Além das infrações disciplinares, o CBJD impõe às entidades de prática desportiva a responsabilidade objetiva pelos danos causados por torcedores, como pode ser registrado em inúmeros julgados da Corte Desportiva.
De volta à LGE, em seu art. 178, §5º, impõe à torcida organizada a responsabilidade objetiva e solidária por danos causados por qualquer de seus associados, ainda que ocorra nas imediações ou no trajeto de ida e volta do evento esportivo, além de manter o cadastro atualizado dos associados ou membros da torcida organizada.
A competição naturalmente impulsiona a rivalidade. Contudo, vale considerar outros aspectos que podem potencializá-la, como a religião entre torcedores do clube escocês Celtic, cuja torcida é reconhecida pelos ideais católicos, em contraposição aos conhecidos torcedores protestantes do Rangers. A perspectiva social, como ocorre na Grécia também entre as equipes do Olympiacos, caracterizado por sua torcida composta da classe trabalhadora, contra os torcedores do Panathinaikos.
A correta percepção acerca da causa raiz do problema corresponde um importante alicerce na estruturação de medidas efetivas capazes de reprimir ou mitigar práticas que germinam em violência no ambiente esportivo.

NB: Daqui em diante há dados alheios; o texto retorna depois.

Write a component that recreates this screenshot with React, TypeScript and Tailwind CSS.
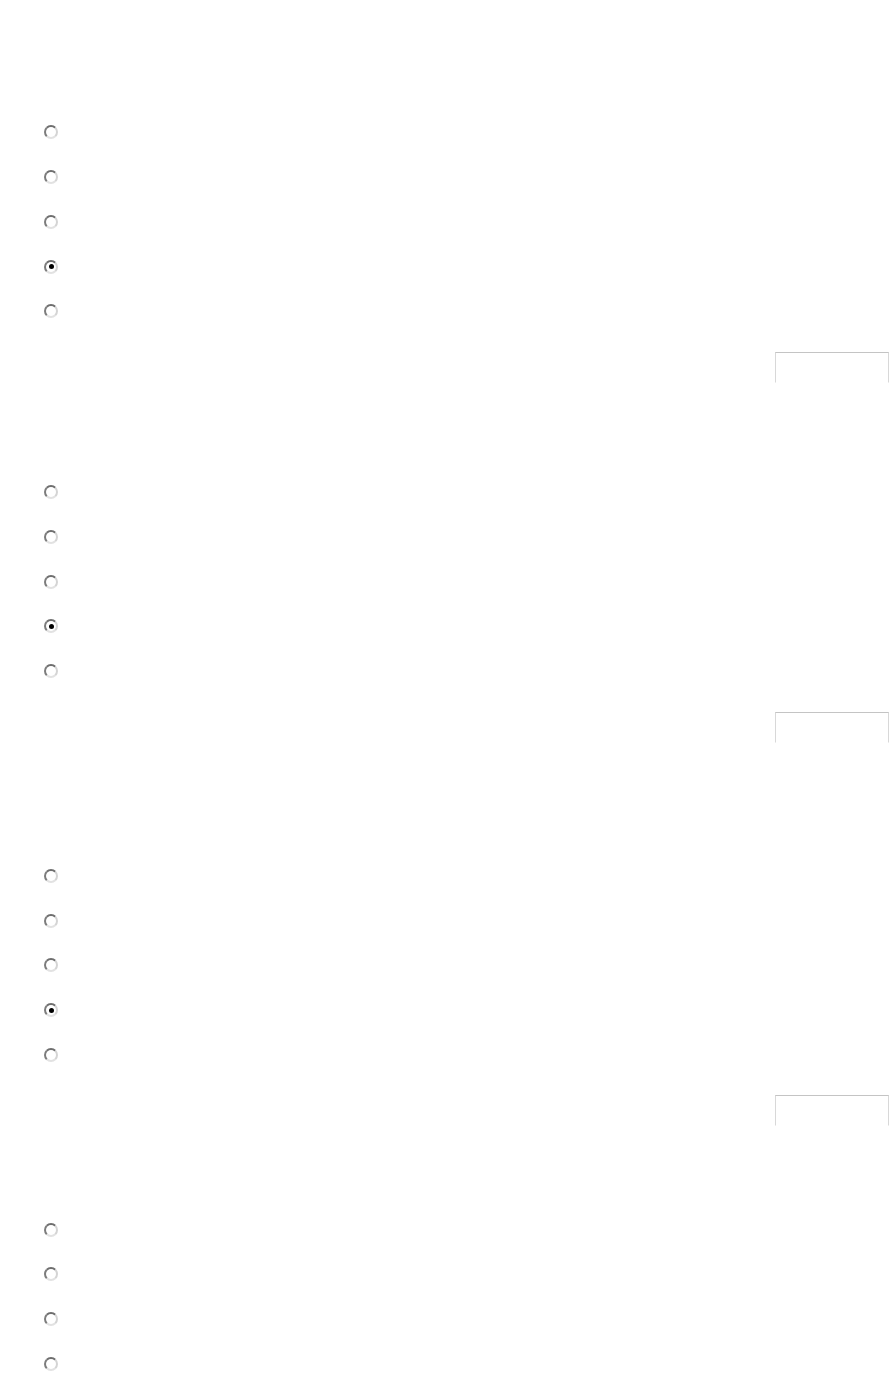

Não basta a atuação de profissionais especializados na repressão dos atos de violência por ocasião do evento esportivo. Para que seja efetivo, o combate à violência no esporte é premente em todas as suas dimensões, desde adoção de políticas públicas preventivas e programas sociais para conscientização dos indivíduos que frequentam praça esportiva, além da correta e adequada fiscalização das sanções desportivas aplicadas, por meio, inclusive, de canais de denúncia anônima.
São diversos os preceitos a serem considerados pelo legislador, pelos órgãos da administração pública, pelos dirigentes das entidades de administração e de prática desportiva para que os diversos dispositivos legais mencionados neste texto possam atingir seu interesse precípuo, qual seja, de proteger o torcedor/consumidor, a qualidade do espetáculo e a todos que nele integram de forma direta ou indireta.